PROBLEM TO SOLVE: Copy out the material below in full, but not its images.

RAW DATA:
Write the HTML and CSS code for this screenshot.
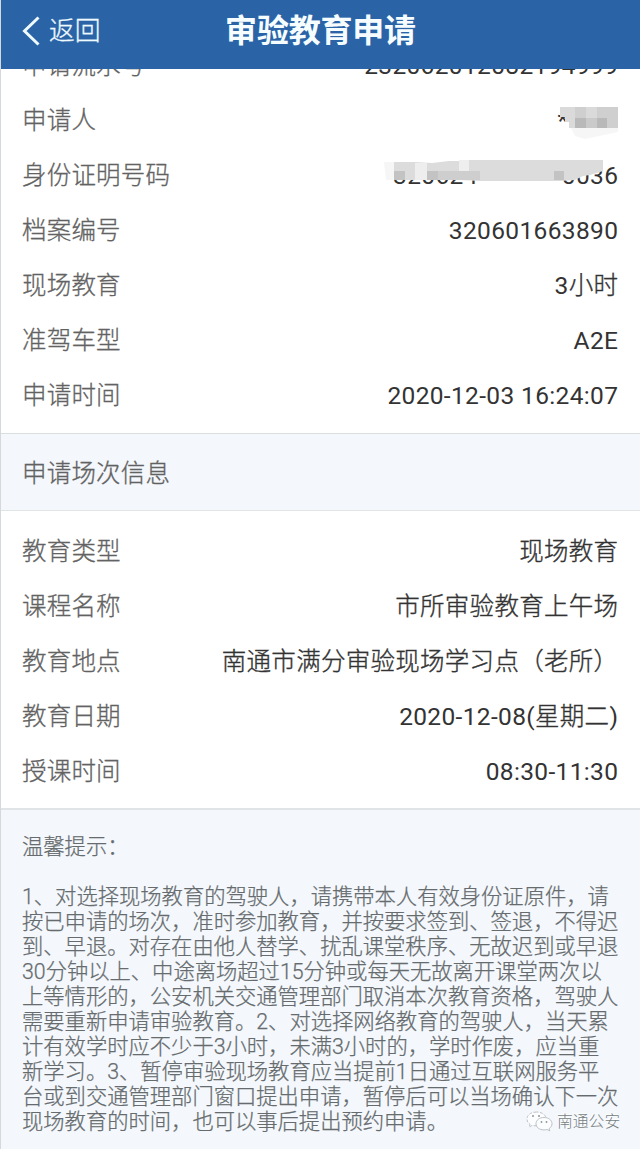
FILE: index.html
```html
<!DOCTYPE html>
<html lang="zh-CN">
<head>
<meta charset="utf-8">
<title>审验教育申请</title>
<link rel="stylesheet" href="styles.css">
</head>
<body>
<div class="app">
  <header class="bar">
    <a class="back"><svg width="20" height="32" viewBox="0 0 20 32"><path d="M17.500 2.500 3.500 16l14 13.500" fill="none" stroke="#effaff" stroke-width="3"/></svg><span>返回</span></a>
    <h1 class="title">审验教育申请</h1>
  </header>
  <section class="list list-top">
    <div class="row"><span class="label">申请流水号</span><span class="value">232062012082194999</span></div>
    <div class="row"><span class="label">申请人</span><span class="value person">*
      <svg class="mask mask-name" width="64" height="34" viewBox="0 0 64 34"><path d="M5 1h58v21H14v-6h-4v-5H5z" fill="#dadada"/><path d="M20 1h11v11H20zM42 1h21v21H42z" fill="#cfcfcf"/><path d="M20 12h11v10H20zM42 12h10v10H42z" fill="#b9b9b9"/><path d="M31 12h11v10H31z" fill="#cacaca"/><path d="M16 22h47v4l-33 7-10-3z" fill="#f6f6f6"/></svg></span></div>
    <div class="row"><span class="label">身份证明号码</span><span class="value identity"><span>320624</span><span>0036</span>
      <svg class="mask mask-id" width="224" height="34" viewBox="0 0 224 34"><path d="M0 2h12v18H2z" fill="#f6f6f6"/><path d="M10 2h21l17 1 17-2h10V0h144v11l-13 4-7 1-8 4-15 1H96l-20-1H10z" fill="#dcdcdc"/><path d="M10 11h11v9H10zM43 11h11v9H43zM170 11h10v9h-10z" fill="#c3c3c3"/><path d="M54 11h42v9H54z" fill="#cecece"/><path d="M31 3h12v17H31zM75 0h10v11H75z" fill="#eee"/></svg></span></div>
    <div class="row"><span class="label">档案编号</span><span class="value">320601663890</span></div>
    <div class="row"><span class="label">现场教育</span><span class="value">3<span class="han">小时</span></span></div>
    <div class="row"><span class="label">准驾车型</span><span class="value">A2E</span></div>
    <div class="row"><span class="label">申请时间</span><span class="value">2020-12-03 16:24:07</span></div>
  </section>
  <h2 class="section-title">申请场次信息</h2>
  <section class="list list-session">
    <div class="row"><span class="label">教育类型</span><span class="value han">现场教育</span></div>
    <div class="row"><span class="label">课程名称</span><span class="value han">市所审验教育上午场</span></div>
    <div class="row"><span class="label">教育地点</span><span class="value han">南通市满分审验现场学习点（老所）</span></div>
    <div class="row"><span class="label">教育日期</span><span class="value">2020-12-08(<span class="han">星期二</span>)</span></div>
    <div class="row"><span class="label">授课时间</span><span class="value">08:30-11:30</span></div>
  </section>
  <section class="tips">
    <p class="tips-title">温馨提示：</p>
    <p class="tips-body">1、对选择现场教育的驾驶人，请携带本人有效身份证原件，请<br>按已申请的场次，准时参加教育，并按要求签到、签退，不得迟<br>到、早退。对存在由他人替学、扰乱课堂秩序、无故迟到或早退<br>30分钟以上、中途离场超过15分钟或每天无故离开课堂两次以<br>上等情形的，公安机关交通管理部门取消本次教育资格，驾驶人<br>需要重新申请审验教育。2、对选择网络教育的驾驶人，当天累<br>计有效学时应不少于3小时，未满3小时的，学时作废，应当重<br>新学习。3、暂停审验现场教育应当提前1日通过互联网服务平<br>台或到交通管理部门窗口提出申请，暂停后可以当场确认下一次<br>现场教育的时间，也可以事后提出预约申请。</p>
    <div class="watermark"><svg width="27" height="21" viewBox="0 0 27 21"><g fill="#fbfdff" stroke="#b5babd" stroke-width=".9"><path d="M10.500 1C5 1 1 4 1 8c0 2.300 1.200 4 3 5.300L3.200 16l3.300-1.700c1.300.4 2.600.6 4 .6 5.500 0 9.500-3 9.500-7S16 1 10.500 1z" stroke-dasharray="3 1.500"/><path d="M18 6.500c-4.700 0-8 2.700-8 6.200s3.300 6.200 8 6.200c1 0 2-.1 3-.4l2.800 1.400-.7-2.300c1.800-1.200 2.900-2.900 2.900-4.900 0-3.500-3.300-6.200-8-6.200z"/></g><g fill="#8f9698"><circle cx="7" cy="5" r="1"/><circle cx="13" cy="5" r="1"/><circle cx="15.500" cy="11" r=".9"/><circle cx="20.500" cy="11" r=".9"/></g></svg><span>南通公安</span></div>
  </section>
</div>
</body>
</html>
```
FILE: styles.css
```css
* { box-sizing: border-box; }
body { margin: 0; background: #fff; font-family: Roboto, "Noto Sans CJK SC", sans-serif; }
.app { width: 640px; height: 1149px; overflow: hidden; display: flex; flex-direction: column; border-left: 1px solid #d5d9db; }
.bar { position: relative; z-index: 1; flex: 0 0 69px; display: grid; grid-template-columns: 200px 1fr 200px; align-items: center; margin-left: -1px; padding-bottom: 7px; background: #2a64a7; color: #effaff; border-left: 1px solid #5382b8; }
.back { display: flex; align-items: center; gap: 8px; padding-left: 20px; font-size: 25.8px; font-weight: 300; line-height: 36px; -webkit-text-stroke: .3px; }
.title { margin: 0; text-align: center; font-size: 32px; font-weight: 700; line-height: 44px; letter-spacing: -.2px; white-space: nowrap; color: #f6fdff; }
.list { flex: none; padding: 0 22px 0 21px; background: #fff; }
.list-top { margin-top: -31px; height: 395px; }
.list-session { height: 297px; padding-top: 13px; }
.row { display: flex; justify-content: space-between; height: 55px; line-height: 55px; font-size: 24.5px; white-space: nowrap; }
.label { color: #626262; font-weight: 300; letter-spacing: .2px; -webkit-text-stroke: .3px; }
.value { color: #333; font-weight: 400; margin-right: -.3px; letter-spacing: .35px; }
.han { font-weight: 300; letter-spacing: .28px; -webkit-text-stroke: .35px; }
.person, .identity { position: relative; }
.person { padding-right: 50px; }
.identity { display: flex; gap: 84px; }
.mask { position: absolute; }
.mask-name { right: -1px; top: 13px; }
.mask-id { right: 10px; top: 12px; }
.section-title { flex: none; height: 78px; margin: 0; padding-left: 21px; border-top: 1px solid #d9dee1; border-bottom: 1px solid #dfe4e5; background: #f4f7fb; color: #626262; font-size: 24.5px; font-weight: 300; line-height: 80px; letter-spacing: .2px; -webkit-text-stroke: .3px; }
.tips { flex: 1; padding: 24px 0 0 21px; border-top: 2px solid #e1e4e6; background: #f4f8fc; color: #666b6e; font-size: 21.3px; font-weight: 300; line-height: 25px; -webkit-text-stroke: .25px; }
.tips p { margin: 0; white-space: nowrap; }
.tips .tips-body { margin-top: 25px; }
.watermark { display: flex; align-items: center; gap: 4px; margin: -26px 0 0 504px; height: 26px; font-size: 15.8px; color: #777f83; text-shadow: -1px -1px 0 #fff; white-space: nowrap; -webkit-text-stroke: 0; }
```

RESULT OF THE TASK:
Write the HTML and CSS code for this screenshot.
FILE: index.html
```html
<!DOCTYPE html>
<html lang="zh-CN">
<head>
<meta charset="utf-8">
<title>审验教育申请</title>
<link rel="stylesheet" href="styles.css">
</head>
<body>
<div class="app">
  <header class="bar">
    <a class="back"><svg width="20" height="32" viewBox="0 0 20 32"><path d="M17.500 2.500 3.500 16l14 13.500" fill="none" stroke="#effaff" stroke-width="3"/></svg><span>返回</span></a>
    <h1 class="title">审验教育申请</h1>
  </header>
  <section class="list list-top">
    <div class="row"><span class="label">申请流水号</span><span class="value">232062012082194999</span></div>
    <div class="row"><span class="label">申请人</span><span class="value person">*
      <svg class="mask mask-name" width="64" height="34" viewBox="0 0 64 34"><path d="M5 1h58v21H14v-6h-4v-5H5z" fill="#dadada"/><path d="M20 1h11v11H20zM42 1h21v21H42z" fill="#cfcfcf"/><path d="M20 12h11v10H20zM42 12h10v10H42z" fill="#b9b9b9"/><path d="M31 12h11v10H31z" fill="#cacaca"/><path d="M16 22h47v4l-33 7-10-3z" fill="#f6f6f6"/></svg></span></div>
    <div class="row"><span class="label">身份证明号码</span><span class="value identity"><span>320624</span><span>0036</span>
      <svg class="mask mask-id" width="224" height="34" viewBox="0 0 224 34"><path d="M0 2h12v18H2z" fill="#f6f6f6"/><path d="M10 2h21l17 1 17-2h10V0h144v11l-13 4-7 1-8 4-15 1H96l-20-1H10z" fill="#dcdcdc"/><path d="M10 11h11v9H10zM43 11h11v9H43zM170 11h10v9h-10z" fill="#c3c3c3"/><path d="M54 11h42v9H54z" fill="#cecece"/><path d="M31 3h12v17H31zM75 0h10v11H75z" fill="#eee"/></svg></span></div>
    <div class="row"><span class="label">档案编号</span><span class="value">320601663890</span></div>
    <div class="row"><span class="label">现场教育</span><span class="value">3<span class="han">小时</span></span></div>
    <div class="row"><span class="label">准驾车型</span><span class="value">A2E</span></div>
    <div class="row"><span class="label">申请时间</span><span class="value">2020-12-03 16:24:07</span></div>
  </section>
  <h2 class="section-title">申请场次信息</h2>
  <section class="list list-session">
    <div class="row"><span class="label">教育类型</span><span class="value han">现场教育</span></div>
    <div class="row"><span class="label">课程名称</span><span class="value han">市所审验教育上午场</span></div>
    <div class="row"><span class="label">教育地点</span><span class="value han">南通市满分审验现场学习点（老所）</span></div>
    <div class="row"><span class="label">教育日期</span><span class="value">2020-12-08(<span class="han">星期二</span>)</span></div>
    <div class="row"><span class="label">授课时间</span><span class="value">08:30-11:30</span></div>
  </section>
  <section class="tips">
    <p class="tips-title">温馨提示：</p>
    <p class="tips-body">1、对选择现场教育的驾驶人，请携带本人有效身份证原件，请<br>按已申请的场次，准时参加教育，并按要求签到、签退，不得迟<br>到、早退。对存在由他人替学、扰乱课堂秩序、无故迟到或早退<br>30分钟以上、中途离场超过15分钟或每天无故离开课堂两次以<br>上等情形的，公安机关交通管理部门取消本次教育资格，驾驶人<br>需要重新申请审验教育。2、对选择网络教育的驾驶人，当天累<br>计有效学时应不少于3小时，未满3小时的，学时作废，应当重<br>新学习。3、暂停审验现场教育应当提前1日通过互联网服务平<br>台或到交通管理部门窗口提出申请，暂停后可以当场确认下一次<br>现场教育的时间，也可以事后提出预约申请。</p>
    <div class="watermark"><svg width="27" height="21" viewBox="0 0 27 21"><g fill="#fbfdff" stroke="#b5babd" stroke-width=".9"><path d="M10.500 1C5 1 1 4 1 8c0 2.300 1.200 4 3 5.300L3.200 16l3.300-1.700c1.300.4 2.600.6 4 .6 5.500 0 9.500-3 9.500-7S16 1 10.500 1z" stroke-dasharray="3 1.500"/><path d="M18 6.500c-4.700 0-8 2.700-8 6.200s3.300 6.200 8 6.200c1 0 2-.1 3-.4l2.800 1.400-.7-2.300c1.800-1.200 2.900-2.900 2.900-4.900 0-3.500-3.300-6.200-8-6.200z"/></g><g fill="#8f9698"><circle cx="7" cy="5" r="1"/><circle cx="13" cy="5" r="1"/><circle cx="15.500" cy="11" r=".9"/><circle cx="20.500" cy="11" r=".9"/></g></svg><span>南通公安</span></div>
  </section>
</div>
</body>
</html>
```
FILE: styles.css
```css
* { box-sizing: border-box; }
body { margin: 0; background: #fff; font-family: Roboto, "Noto Sans CJK SC", sans-serif; }
.app { width: 640px; height: 1149px; overflow: hidden; display: flex; flex-direction: column; border-left: 1px solid #d5d9db; }
.bar { position: relative; z-index: 1; flex: 0 0 69px; display: grid; grid-template-columns: 200px 1fr 200px; align-items: center; margin-left: -1px; padding-bottom: 7px; background: #2a64a7; color: #effaff; border-left: 1px solid #5382b8; }
.back { display: flex; align-items: center; gap: 8px; padding-left: 20px; font-size: 25.8px; font-weight: 300; line-height: 36px; -webkit-text-stroke: .3px; }
.title { margin: 0; text-align: center; font-size: 32px; font-weight: 700; line-height: 44px; letter-spacing: -.2px; white-space: nowrap; color: #f6fdff; }
.list { flex: none; padding: 0 22px 0 21px; background: #fff; }
.list-top { margin-top: -31px; height: 395px; }
.list-session { height: 297px; padding-top: 13px; }
.row { display: flex; justify-content: space-between; height: 55px; line-height: 55px; font-size: 24.5px; white-space: nowrap; }
.label { color: #626262; font-weight: 300; letter-spacing: .2px; -webkit-text-stroke: .3px; }
.value { color: #333; font-weight: 400; margin-right: -.3px; letter-spacing: .35px; }
.han { font-weight: 300; letter-spacing: .28px; -webkit-text-stroke: .35px; }
.person, .identity { position: relative; }
.person { padding-right: 50px; }
.identity { display: flex; gap: 84px; }
.mask { position: absolute; }
.mask-name { right: -1px; top: 13px; }
.mask-id { right: 10px; top: 12px; }
.section-title { flex: none; height: 78px; margin: 0; padding-left: 21px; border-top: 1px solid #d9dee1; border-bottom: 1px solid #dfe4e5; background: #f4f7fb; color: #626262; font-size: 24.5px; font-weight: 300; line-height: 80px; letter-spacing: .2px; -webkit-text-stroke: .3px; }
.tips { flex: 1; padding: 24px 0 0 21px; border-top: 2px solid #e1e4e6; background: #f4f8fc; color: #666b6e; font-size: 21.3px; font-weight: 300; line-height: 25px; -webkit-text-stroke: .25px; }
.tips p { margin: 0; white-space: nowrap; }
.tips .tips-body { margin-top: 25px; }
.watermark { display: flex; align-items: center; gap: 4px; margin: -26px 0 0 504px; height: 26px; font-size: 15.8px; color: #777f83; text-shadow: -1px -1px 0 #fff; white-space: nowrap; -webkit-text-stroke: 0; }
```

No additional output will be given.